Whether the death of Howard Ransohoff dissolved the original partnership, thereby precluding Ransohoffs, Inc. from using the partnership’s income history to calculate its excess profits tax credit under the income method.

Holding

No, because the partnership agreement explicitly provided for the continuation of the partnership after the death of a partner, and such agreements are enforceable under California law and not prohibited by federal tax statutes.

Court’s Reasoning

The court emphasized that the key question was whether the partnership contract continued the partnership or merely the business after Howard’s death. The court found that the intent, as expressed in the partnership agreement, was to continue the family partnership. The agreement stated that “the partnership shall continue in existence until the death of two of the parties hereto * * *” and provided for the continuation by the survivors. The court cited California Civil Code section 2496, which allows for the continuation of a partnership after a partner’s death if provided for in the partnership agreement or with the consent of all members.

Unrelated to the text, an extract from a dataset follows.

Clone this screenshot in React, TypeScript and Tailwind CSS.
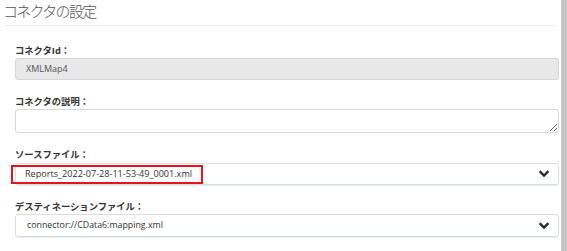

The court distinguished between the general rule that death dissolves a partnership and the specific exception where the partners agree otherwise. The court also highlighted that Section 740 of the Internal Revenue Code is a remedial measure intended to allow corporations to benefit from the business experience of their predecessors and should be construed liberally. As such, the corporation could utilize the partnership’s income history.

Practical Implications

This case clarifies that a properly drafted partnership agreement can ensure the continuity of the partnership entity for tax purposes, even after the death or withdrawal of a partner. This is particularly relevant for businesses that later incorporate, as it allows the resulting corporation to take advantage of the partnership’s prior earnings history for tax benefits, such as calculating excess profits tax credits or other tax-related computations tied to past income. Attorneys drafting partnership agreements should explicitly include provisions for the continuation of the partnership upon the death or withdrawal of a partner to ensure the desired tax treatment. This case also reinforces the principle that remedial tax statutes should be interpreted liberally to achieve their intended purpose. Later cases have cited Ransohoffs for the principle that partnership agreements govern the continuity of a partnership for tax purposes, overriding general statutory provisions regarding dissolution upon death, when the agreement clearly expresses the intent to continue.